-------- TASK INPUT

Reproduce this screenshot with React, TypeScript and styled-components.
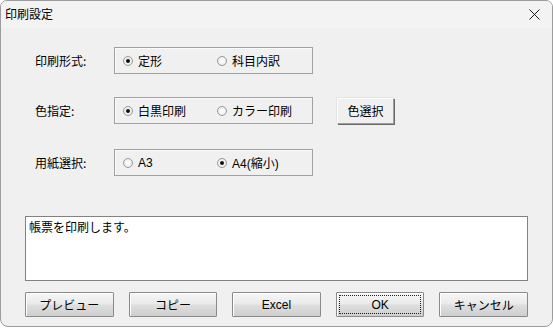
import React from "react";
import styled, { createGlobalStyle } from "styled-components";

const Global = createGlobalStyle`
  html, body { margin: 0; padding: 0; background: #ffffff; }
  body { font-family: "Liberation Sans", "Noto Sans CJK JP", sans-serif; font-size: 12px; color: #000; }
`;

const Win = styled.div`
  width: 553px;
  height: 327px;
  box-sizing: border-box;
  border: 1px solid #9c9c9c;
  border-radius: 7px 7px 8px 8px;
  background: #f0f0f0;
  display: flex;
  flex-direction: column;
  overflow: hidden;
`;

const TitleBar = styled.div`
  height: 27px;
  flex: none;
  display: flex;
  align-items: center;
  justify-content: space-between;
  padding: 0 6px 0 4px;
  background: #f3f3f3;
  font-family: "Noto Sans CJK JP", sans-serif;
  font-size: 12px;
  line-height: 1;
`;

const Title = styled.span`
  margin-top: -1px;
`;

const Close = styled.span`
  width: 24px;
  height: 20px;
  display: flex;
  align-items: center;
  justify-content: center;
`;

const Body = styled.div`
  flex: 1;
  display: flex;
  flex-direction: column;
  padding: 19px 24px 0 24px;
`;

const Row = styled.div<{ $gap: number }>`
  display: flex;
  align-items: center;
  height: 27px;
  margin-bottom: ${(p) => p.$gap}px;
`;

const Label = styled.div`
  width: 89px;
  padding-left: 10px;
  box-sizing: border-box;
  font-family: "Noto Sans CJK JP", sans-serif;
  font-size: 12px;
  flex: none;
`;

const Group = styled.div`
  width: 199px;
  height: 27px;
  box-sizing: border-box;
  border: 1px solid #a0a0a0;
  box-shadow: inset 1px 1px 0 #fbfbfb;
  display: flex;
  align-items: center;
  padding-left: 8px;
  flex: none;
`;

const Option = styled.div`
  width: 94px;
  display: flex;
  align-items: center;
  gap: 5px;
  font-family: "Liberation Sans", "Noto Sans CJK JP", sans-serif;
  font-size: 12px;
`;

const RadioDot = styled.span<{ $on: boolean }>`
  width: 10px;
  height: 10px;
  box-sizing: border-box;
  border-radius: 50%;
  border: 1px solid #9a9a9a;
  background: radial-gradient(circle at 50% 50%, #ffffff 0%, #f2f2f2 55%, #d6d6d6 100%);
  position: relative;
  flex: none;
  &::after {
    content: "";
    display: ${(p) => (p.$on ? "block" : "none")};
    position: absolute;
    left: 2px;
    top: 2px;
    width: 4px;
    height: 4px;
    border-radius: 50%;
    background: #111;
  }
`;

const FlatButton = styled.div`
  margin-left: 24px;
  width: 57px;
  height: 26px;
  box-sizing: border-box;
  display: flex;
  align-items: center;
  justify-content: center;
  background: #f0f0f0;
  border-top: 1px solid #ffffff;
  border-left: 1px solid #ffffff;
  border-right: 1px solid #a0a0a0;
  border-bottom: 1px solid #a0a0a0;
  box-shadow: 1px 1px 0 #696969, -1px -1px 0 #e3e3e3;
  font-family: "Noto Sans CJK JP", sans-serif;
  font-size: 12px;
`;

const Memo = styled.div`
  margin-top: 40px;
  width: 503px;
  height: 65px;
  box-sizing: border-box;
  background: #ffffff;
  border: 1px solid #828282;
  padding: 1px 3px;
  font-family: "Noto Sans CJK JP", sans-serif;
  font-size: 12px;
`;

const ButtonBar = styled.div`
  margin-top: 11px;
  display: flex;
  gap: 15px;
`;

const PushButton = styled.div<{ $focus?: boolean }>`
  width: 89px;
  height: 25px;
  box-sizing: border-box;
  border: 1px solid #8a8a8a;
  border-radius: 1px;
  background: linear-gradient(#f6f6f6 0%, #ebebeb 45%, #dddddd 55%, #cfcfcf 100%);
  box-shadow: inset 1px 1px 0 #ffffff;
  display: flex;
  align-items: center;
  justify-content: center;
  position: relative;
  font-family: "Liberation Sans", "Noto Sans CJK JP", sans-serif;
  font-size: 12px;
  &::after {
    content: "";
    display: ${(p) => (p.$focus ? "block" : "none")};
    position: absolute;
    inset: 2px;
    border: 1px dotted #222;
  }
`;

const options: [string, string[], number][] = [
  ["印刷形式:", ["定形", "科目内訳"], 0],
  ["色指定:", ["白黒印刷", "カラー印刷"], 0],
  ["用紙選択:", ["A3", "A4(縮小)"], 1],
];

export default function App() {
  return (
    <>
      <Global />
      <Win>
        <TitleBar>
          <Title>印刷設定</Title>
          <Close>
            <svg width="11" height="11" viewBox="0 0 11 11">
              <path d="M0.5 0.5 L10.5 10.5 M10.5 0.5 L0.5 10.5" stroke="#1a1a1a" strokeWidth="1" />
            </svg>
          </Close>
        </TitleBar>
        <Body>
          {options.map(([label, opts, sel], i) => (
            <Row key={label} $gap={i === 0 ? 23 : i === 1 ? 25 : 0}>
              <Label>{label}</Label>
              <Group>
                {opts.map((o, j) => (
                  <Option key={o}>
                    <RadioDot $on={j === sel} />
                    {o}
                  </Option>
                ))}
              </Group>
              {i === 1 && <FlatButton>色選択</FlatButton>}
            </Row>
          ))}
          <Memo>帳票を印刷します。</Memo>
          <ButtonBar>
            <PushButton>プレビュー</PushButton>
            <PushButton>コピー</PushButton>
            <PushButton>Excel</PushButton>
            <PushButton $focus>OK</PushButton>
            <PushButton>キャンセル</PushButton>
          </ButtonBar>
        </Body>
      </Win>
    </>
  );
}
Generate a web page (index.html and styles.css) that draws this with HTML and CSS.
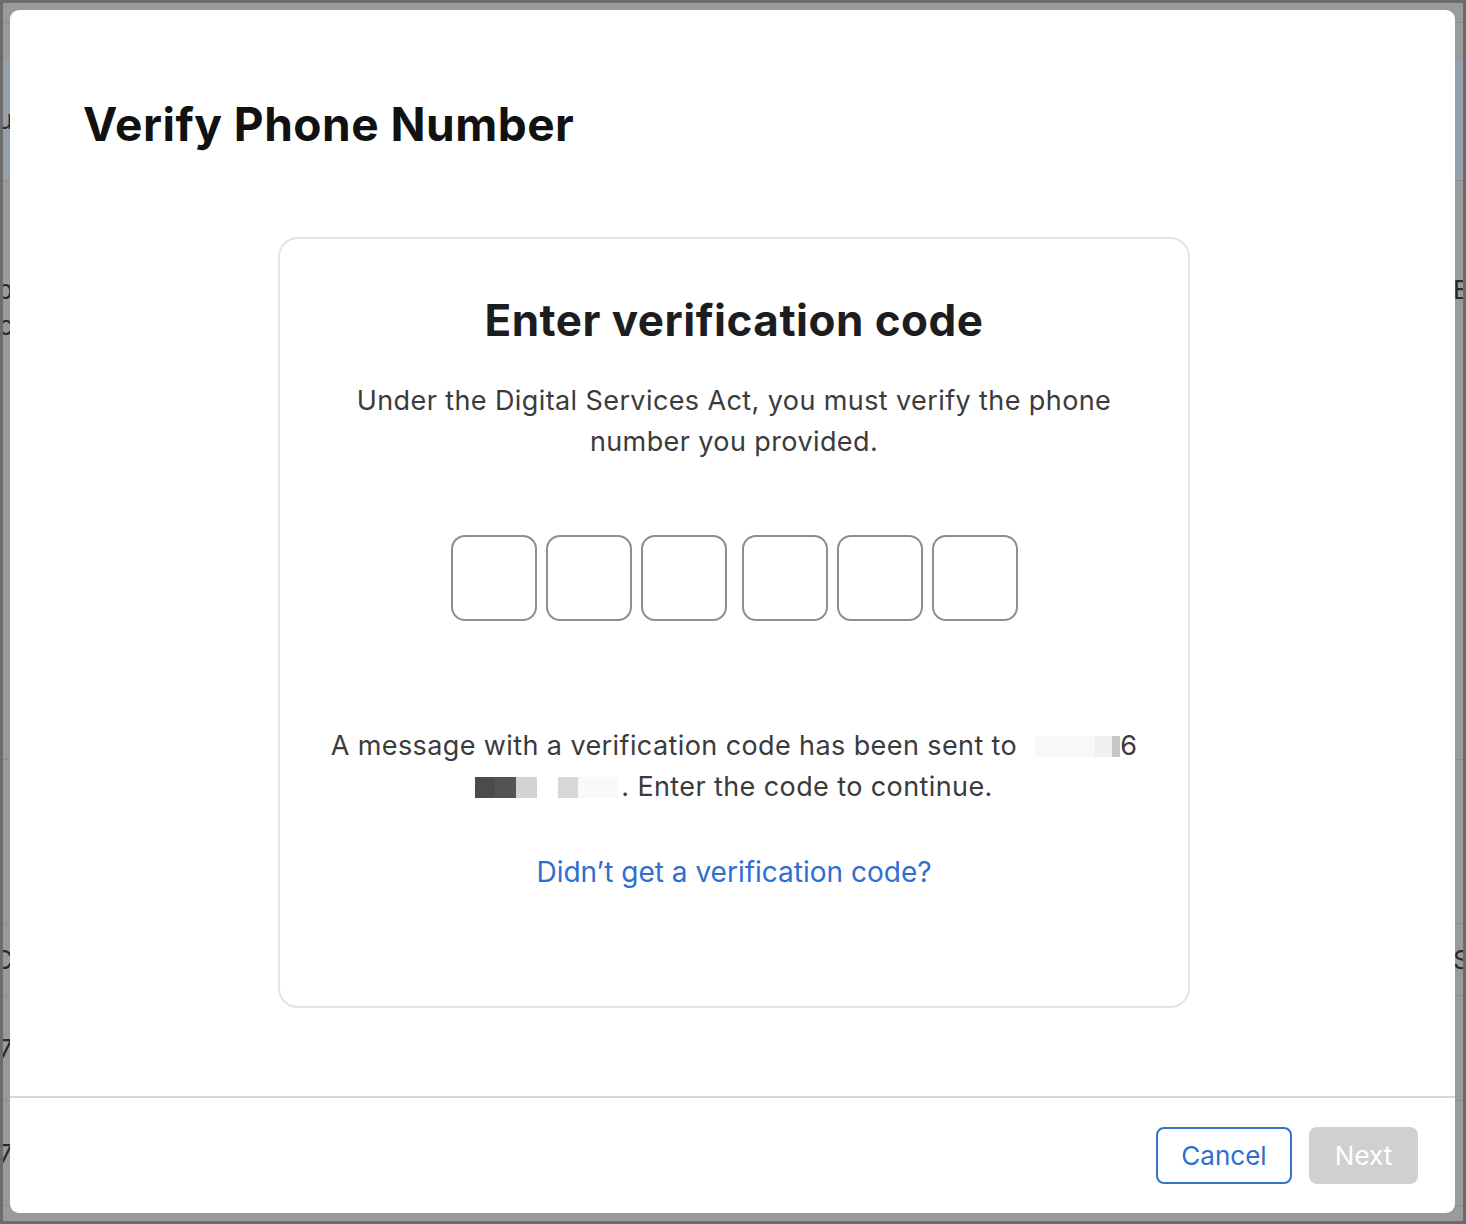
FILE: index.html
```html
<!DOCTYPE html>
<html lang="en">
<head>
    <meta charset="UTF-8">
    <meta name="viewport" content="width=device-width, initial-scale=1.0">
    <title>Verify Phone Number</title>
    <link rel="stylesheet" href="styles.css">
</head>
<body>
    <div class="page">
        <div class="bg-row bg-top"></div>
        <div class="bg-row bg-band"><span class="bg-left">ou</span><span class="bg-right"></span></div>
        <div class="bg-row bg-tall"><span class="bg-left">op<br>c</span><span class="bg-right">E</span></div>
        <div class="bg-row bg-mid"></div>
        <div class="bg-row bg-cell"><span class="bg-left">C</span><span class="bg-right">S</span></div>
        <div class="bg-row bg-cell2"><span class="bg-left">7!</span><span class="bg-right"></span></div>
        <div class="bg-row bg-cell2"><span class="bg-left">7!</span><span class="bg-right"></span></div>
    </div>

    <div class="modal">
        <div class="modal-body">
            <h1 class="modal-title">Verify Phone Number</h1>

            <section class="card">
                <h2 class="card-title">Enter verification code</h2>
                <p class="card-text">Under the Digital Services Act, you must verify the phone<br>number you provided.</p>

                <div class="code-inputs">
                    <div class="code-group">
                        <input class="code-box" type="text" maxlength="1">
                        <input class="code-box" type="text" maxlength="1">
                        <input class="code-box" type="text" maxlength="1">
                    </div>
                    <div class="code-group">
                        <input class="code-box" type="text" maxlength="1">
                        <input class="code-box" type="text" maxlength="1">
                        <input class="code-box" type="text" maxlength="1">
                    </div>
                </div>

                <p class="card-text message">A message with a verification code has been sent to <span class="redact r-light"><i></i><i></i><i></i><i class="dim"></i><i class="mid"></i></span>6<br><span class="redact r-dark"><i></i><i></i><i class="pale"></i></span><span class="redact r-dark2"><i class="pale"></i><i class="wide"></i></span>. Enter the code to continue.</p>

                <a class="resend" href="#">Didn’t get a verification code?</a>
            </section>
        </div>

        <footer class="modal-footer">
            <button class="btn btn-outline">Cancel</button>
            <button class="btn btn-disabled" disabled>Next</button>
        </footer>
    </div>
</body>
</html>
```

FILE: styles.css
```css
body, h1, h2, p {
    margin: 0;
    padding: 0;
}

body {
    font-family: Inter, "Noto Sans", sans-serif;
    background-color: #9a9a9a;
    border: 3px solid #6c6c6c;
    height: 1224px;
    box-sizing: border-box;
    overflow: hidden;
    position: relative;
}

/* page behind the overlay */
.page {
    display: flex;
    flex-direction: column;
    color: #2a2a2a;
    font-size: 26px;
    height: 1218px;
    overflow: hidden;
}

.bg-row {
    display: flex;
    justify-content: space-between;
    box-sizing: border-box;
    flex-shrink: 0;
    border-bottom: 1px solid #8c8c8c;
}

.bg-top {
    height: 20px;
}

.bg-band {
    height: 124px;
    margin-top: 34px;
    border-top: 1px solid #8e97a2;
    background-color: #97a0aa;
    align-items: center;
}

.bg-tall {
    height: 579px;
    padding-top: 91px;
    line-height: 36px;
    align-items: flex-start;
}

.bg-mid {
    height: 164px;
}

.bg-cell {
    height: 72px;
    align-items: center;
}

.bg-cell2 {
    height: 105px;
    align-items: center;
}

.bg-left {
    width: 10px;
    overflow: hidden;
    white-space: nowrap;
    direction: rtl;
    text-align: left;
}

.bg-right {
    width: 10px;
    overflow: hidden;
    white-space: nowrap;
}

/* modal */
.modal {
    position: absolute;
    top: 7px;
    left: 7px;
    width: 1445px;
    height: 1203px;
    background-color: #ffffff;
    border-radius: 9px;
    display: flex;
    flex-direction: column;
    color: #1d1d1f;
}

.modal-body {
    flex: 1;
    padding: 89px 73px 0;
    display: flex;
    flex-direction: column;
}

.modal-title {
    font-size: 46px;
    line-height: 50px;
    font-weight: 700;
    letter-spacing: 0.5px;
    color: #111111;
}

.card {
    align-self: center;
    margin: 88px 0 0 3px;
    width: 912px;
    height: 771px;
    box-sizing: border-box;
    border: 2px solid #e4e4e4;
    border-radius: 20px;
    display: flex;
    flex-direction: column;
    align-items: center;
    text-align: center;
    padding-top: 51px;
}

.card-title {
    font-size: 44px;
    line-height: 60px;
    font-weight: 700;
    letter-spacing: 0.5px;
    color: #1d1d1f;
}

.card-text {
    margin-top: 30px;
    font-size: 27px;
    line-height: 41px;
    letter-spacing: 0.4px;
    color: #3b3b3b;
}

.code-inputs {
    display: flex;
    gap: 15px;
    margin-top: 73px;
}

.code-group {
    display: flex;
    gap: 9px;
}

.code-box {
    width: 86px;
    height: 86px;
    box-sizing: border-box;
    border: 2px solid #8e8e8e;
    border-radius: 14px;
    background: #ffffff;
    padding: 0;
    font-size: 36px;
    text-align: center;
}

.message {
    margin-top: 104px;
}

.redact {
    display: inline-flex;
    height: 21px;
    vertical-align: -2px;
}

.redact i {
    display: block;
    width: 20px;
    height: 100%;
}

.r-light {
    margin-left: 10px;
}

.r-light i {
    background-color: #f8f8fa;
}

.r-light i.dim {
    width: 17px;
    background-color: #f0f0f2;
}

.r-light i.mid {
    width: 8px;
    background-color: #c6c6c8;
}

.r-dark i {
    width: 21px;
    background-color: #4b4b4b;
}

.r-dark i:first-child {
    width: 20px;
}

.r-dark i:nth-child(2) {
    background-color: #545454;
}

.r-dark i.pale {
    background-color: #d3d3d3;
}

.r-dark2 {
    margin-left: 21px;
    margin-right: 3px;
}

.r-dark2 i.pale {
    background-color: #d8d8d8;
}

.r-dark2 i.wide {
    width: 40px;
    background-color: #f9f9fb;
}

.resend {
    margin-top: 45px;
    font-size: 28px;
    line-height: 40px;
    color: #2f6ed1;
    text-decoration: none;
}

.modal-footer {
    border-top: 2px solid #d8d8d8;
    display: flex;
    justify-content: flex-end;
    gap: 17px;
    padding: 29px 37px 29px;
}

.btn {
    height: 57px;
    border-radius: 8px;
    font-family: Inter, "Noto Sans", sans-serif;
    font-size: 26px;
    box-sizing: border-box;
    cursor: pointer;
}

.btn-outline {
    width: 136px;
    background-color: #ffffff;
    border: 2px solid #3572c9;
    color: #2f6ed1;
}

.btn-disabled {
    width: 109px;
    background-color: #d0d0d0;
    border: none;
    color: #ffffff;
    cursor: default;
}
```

----------------

Your answer should be a single number: the count of lines in the listing that contain the word "index".

2